The bus engine revved violently. We were moving, accelerating, racing out of the area as fast as the driver could push the old vehicle. I looked up from my cover between the seats and glanced out the window.

Local police had surrounded the militants. The three men now had their hands raised in the air, their weapons on the ground. More police vehicles were arriving, sirens wailing.

It was over faster than it had begun, and we were speeding toward safety.

The Aftermath That Wasn't

The strange thing—the thing that stays with me even now—is how quickly everything returned to normal inside the bus.

Within minutes, passengers had resumed their seats and their conversations. Phones were put away. The frantic energy dissipated like it had never existed. Someone a few rows back even laughed at something.

I sat in stunned silence, my heart still racing, replaying those moments when the militant's hand reached for the door. How close had I come? Seconds? A minute? What if the police had been delayed? What if the militants had moved faster?

I never was able to find details on the incident. I searched Macedonian news sources later, asked around in Skopje, tried to piece together what had happened. But roadside confrontations between police and Albanian militants were common enough in that period that this particular incident apparently didn't warrant significant coverage. Or perhaps the authorities preferred to keep such incidents quiet.

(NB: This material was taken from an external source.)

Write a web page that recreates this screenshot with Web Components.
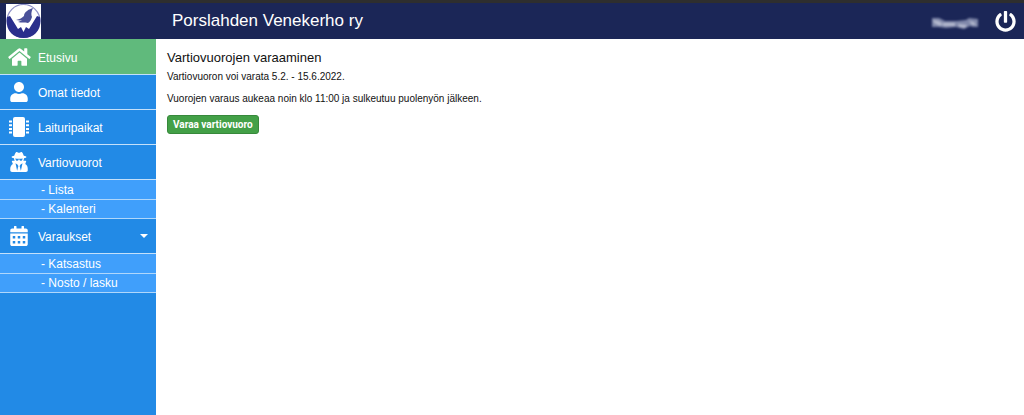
<!DOCTYPE html>
<html lang="fi">
<head>
<meta charset="utf-8">
<meta name="viewport" content="width=device-width, initial-scale=1">
<title>Porslahden Venekerho ry</title>
<style>
body { margin: 0; background: #fff; font-family: "Liberation Sans", Arial, sans-serif; }
</style>
</head>
<body>
<club-app>
  <club-header slot="header" heading="Porslahden Venekerho ry"></club-header>
  <side-nav slot="nav">
    <nav-item icon="home" active>Etusivu</nav-item>
    <nav-item icon="user">Omat tiedot</nav-item>
    <nav-item icon="chip">Laituripaikat</nav-item>
    <nav-item icon="guard">Vartiovuorot
      <nav-subitem slot="sub">- Lista</nav-subitem>
      <nav-subitem slot="sub">- Kalenteri</nav-subitem>
    </nav-item>
    <nav-item icon="calendar" caret>Varaukset
      <nav-subitem slot="sub">- Katsastus</nav-subitem>
      <nav-subitem slot="sub">- Nosto / lasku</nav-subitem>
    </nav-item>
  </side-nav>
  <shift-booking>
    <span slot="heading">Vartiovuorojen varaaminen</span>
    <span slot="period">Vartiovuoron voi varata 5.2. - 15.6.2022.</span>
    <span slot="info">Vuorojen varaus aukeaa noin klo 11:00 ja sulkeutuu puolenyön jälkeen.</span>
    <span slot="action">Varaa vartiovuoro</span>
  </shift-booking>
</club-app>
<script>
const ICONS = {
  home: '<svg viewBox="0 0 576 512" width="23" height="20"><path d="M280.37 148.26L96 300.11V464a16 16 0 0 0 16 16l112.06-.29a16 16 0 0 0 15.92-16V368a16 16 0 0 1 16-16h64a16 16 0 0 1 16 16v95.64a16 16 0 0 0 16 16.05L464 480a16 16 0 0 0 16-16V300L295.67 148.26a12.19 12.19 0 0 0-15.3 0zM571.6 251.47L488 182.56V44.05a12 12 0 0 0-12-12h-56a12 12 0 0 0-12 12v72.61L318.47 43a48 48 0 0 0-61 0L4.34 251.47a12 12 0 0 0-1.6 16.9l25.5 31A12 12 0 0 0 45.15 301l235.22-193.74a12.19 12.19 0 0 1 15.3 0L530.9 301a12 12 0 0 0 16.9-1.6l25.5-31a12 12 0 0 0-1.7-16.93z"/></svg>',
  user: '<svg viewBox="0 0 448 512" width="18" height="20"><path d="M224 256c70.7 0 128-57.3 128-128S294.7 0 224 0 96 57.3 96 128s57.3 128 128 128zm89.6 32h-16.7c-22.2 10.2-46.9 16-72.9 16s-50.6-5.8-72.9-16h-16.7C60.2 288 0 348.2 0 422.4V464c0 26.5 21.5 48 48 48h352c26.5 0 48-21.5 48-48v-41.6c0-74.2-60.2-134.4-134.4-134.4z"/></svg>',
  chip: '<svg viewBox="0 0 20 20" width="20" height="20"><rect x="4" y="0" width="12" height="20" rx="2"/><path d="M0 3.500h3v2H0zM0 7.200h3v2H0zM0 10.900h3v2H0zM0 14.600h3v2H0zM17 3.500h3v2h-3zM17 7.200h3v2h-3zM17 10.900h3v2h-3zM17 14.600h3v2h-3z"/></svg>',
  guard: '<svg viewBox="0 0 448 512" width="18" height="20"><path d="M383.9 308.3l23.9-62.6c4-10.5-3.7-21.7-15-21.7h-58.5c11-18.9 17.8-40.6 17.8-64v-.3c39.2-7.8 64-19.1 64-31.7 0-13.3-27.3-25.1-70.1-33-9.2-32.8-27-65.8-40.6-82.8-9.5-11.9-25.9-15.6-39.5-8.8l-27.6 13.8c-9 4.5-19.6 4.5-28.6 0L182.1 3.4c-13.6-6.8-30-3.1-39.5 8.8-13.5 17-31.4 50-40.6 82.8-42.7 7.9-70 19.7-70 33 0 12.6 24.8 23.9 64 31.7v.3c0 23.4 6.8 45.1 17.8 64H56.3c-11.5 0-19.2 11.7-14.7 22.3l25.8 60.2C27.3 329.8 0 372.7 0 422.4v44.8C0 491.9 20.1 512 44.8 512h358.4c24.7 0 44.8-20.1 44.8-44.8v-44.8c0-48.4-25.8-90.4-64.1-114.1zM176 480l-41.6-192 49.6 32 24 40-32 120zm96 0l-32-120 24-40 49.6-32L272 480zm41.7-298.5c-3.9 11.9-7 24.6-16.5 33.4-10.1 9.3-48 22.4-64-25-2.8-8.4-15.4-8.4-18.3 0-17 50.2-56 32.4-64 25-9.5-8.8-12.7-21.5-16.5-33.4-.8-2.5-6.3-5.7-6.3-5.8v-10.8c28.3 3.6 61 5.8 96 5.8s67.7-2.1 96-5.8v10.8c-.1.1-5.6 3.2-6.4 5.8z"/></svg>',
  calendar: '<svg viewBox="0 0 448 512" width="18" height="20"><path fill-rule="evenodd" d="M0 464c0 26 22 48 48 48h352c26 0 48-22 48-48V192H0zM64 256h64v64H64zM192 256h64v64h-64zM320 256h64v64h-64zM64 384h64v64H64zM192 384h64v64h-64zM320 384h64v64h-64zM400 64h-48V12c0-7-5-12-12-12h-40c-7 0-12 5-12 12v52H160V12c0-7-5-12-12-12h-40c-7 0-12 5-12 12v52H48C21 64 0 85 0 112v48h448v-48c0-27-21-48-48-48z"/></svg>'
};

function define(name, render) {
  customElements.define(name, class extends HTMLElement {
    constructor() {
      super();
      this.attachShadow({ mode: 'open' });
    }
    connectedCallback() {
      this.shadowRoot.innerHTML = render(this);
    }
  });
}

define('club-app', () => `
  <style>
    :host { display: flex; flex-direction: column; min-height: 100vh; }
    .body { display: flex; flex: 1; }
    aside { flex: 0 0 156px; display: flex; background: #228ae6; }
    main { flex: 1; min-width: 0; }
  </style>
  <slot name="header"></slot>
  <div class="body">
    <aside><slot name="nav"></slot></aside>
    <main><slot></slot></main>
  </div>`);

define('club-header', el => `
  <style>
    :host { display: block; background: #1b2657; border-top: 3px solid #2e2e2e; color: #fff; }
    header { display: flex; align-items: center; height: 36px; padding: 0 8px 0 6px; }
    .logo { display: block; width: 35px; height: 35px; margin-right: 131px; }
    .logo svg, button svg { display: block; }
    h1 { flex: 1; margin: 0; font-size: 17px; line-height: 20px; font-weight: 400; }
    .name { display: block; margin: 4px 14px 0 0; }
    button { padding: 0; border: 0; background: none; color: inherit; cursor: pointer; }
  </style>
  <header>
    <a class="logo" href="#" aria-label="Etusivulle">
      <svg viewBox="0 0 35 35" width="35" height="35">
        <path fill="#fff" d="M0 0h35v35H0z"/>
        <circle cx="17.5" cy="17" r="16.5" fill="#fff" stroke="#8d90c6" stroke-width="1.2"/>
        <path fill="#2a2f8c" d="M1 13L4 12 12 25 15 23 17.5 28 20 23 23 25 31 12 34 13C36 25 29 34 17.5 34S-1 25 1 13z"/>
        <path fill="#4a5199" d="M10 16c4-1 6-2 8-4 0-2 1-4 3-5 2-2 4-2 6-3-2 4-2 7-1 9-1 3-2 5-4 6-3-1-7 0-10-1 2-1 3-1 4-2-2 1-4 0-6 0z"/>
      </svg>
    </a>
    <h1>${el.getAttribute('heading')}</h1>
    <svg class="name" width="52" height="18" viewBox="0 0 52 18" aria-hidden="true">
      <defs><filter id="soft" color-interpolation-filters="sRGB"><feGaussianBlur stdDeviation="1.3"/></filter></defs>
      <g filter="url(#soft)">
        <path fill="#8088aa" d="M3 4h7l6 3 12 0 9-1 3-2 9 1v8h-5l-3-1-6 3-8-2-10 1-7-1H3z"/>
        <path fill="#b4b9ce" d="M4 6l6 1 4 3-3 2-6-3zM14 9h12v3H14zM29 10l9 1-2 3-6-1zM40 7l5 1 2 3h-4z"/>
      </g>
    </svg>
    <button type="button" aria-label="Kirjaudu ulos">
      <svg viewBox="0 0 512 512" width="21" height="21" fill="currentColor"><path d="M400 54.1c63 45 104 118.6 104 201.9 0 136.8-110.8 247.7-247.5 248C120 504.3 8.2 393 8 256.4 7.9 173.1 48.9 99.3 111.8 54.2c11.7-8.3 28-4.8 35 7.7L162.6 90c5.9 10.5 3.1 23.8-6.6 31-41.5 30.8-68 79.6-68 134.9-.1 92.3 74.5 168.1 168 168.1 91.6 0 168.6-74.2 168-169.1-.3-51.8-24.7-101.8-68.1-134-9.7-7.2-12.4-20.5-6.5-30.9l15.8-28.1c7-12.4 23.2-16.1 34.8-7.8zM296 264V24c0-13.3-10.7-24-24-24h-32c-13.3 0-24 10.7-24 24v240c0 13.3 10.7 24 24 24h32c13.3 0 24-10.7 24-24z"/></svg>
    </button>
  </header>`);

define('side-nav', () => `
  <style>
    :host { display: block; flex: 1; }
    nav { display: flex; flex-direction: column; }
  </style>
  <nav><slot></slot></nav>`);

define('nav-item', el => `
  <style>
    :host { display: block; }
    a { display: flex; align-items: center; box-sizing: border-box; height: 35px; padding: 0 8px; border-bottom: 1px solid #c4e0fa; color: #fff; font-size: 12px; line-height: 16px; text-decoration: none; }
    :host([active]) a { height: 36px; background: #60ba7c; }
    .icon { display: flex; justify-content: center; width: 22px; margin-right: 8px; }
    .icon svg { flex: none; fill: #fff; }
    .label { flex: 1; padding-top: 2px; }
    .caret { border: 4px solid transparent; border-top-color: #fff; border-bottom: 0; }
    .sub { display: flex; flex-direction: column; padding-top: 1px; background: #409ffb; }
  </style>
  <a href="#"><span class="icon">${ICONS[el.getAttribute('icon')]}</span><span class="label"><slot></slot></span>${el.hasAttribute('caret') ? '<span class="caret"></span>' : ''}</a>
  ${el.querySelector('[slot=sub]') ? '<div class="sub"><slot name="sub"></slot></div>' : ''}`);

define('nav-subitem', () => `
  <style>
    :host { display: block; }
    a { display: block; padding: 0 8px 0 41px; border-bottom: 1px solid #b0d7fb; color: #fff; font-size: 12px; line-height: 18px; text-decoration: none; }
  </style>
  <a href="#"><slot></slot></a>`);

define('shift-booking', () => `
  <style>
    :host { display: block; padding: 10px 11px; color: #111; }
    h2 { margin: 0 0 1px; font-size: 13px; line-height: 18px; font-weight: 400; }
    p { margin: 0 0 4px; font-size: 10px; line-height: 18px; }
    button { display: block; margin-top: 7px; padding: 0 5px; border: 1px solid #37893b; border-radius: 3px; background: #43a047; color: #fff; font: 700 10px/17px Roboto, Arial, sans-serif; cursor: pointer; }
  </style>
  <h2><slot name="heading"></slot></h2>
  <p><slot name="period"></slot></p>
  <p><slot name="info"></slot></p>
  <button type="button"><slot name="action"></slot></button>`);
</script>
</body>
</html>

I chalked it up to another day in the Balkans—which, in retrospect, seems like a dangerously casual attitude toward nearly being taken hostage by armed militants.

When we finally reached Skopje, I retrieved my passport from the seat fabric and my cash from my boots. Everything was still there. I was still free. I was extraordinarily lucky.

Reflection

Looking back more than twenty years later, I recognize how easily that day could have gone differently. A few seconds' delay in the police response. The militants moving slightly faster. Them choosing a different bus to board first.

Any of those variables changes, and I'm not here writing this. I'm either dead, or I spent weeks or months as a hostage, or I became an international incident that my family watched unfold on CNN.

Instead, I got to walk away, retrieve my hidden passport, and continue my assignment.

Some people would call that luck. Others might call it providence. I just call it another reminder that in conflict zones, you're always closer to tragedy than you think, and sometimes survival is simply a matter of timing and the competence of local police who happened to be in the right place at the right time.

I never did thank those Macedonian officers. I don't even know their names. But somewhere in Macedonia, there are police who prevented what could have been an international hostage crisis, and I owe them everything.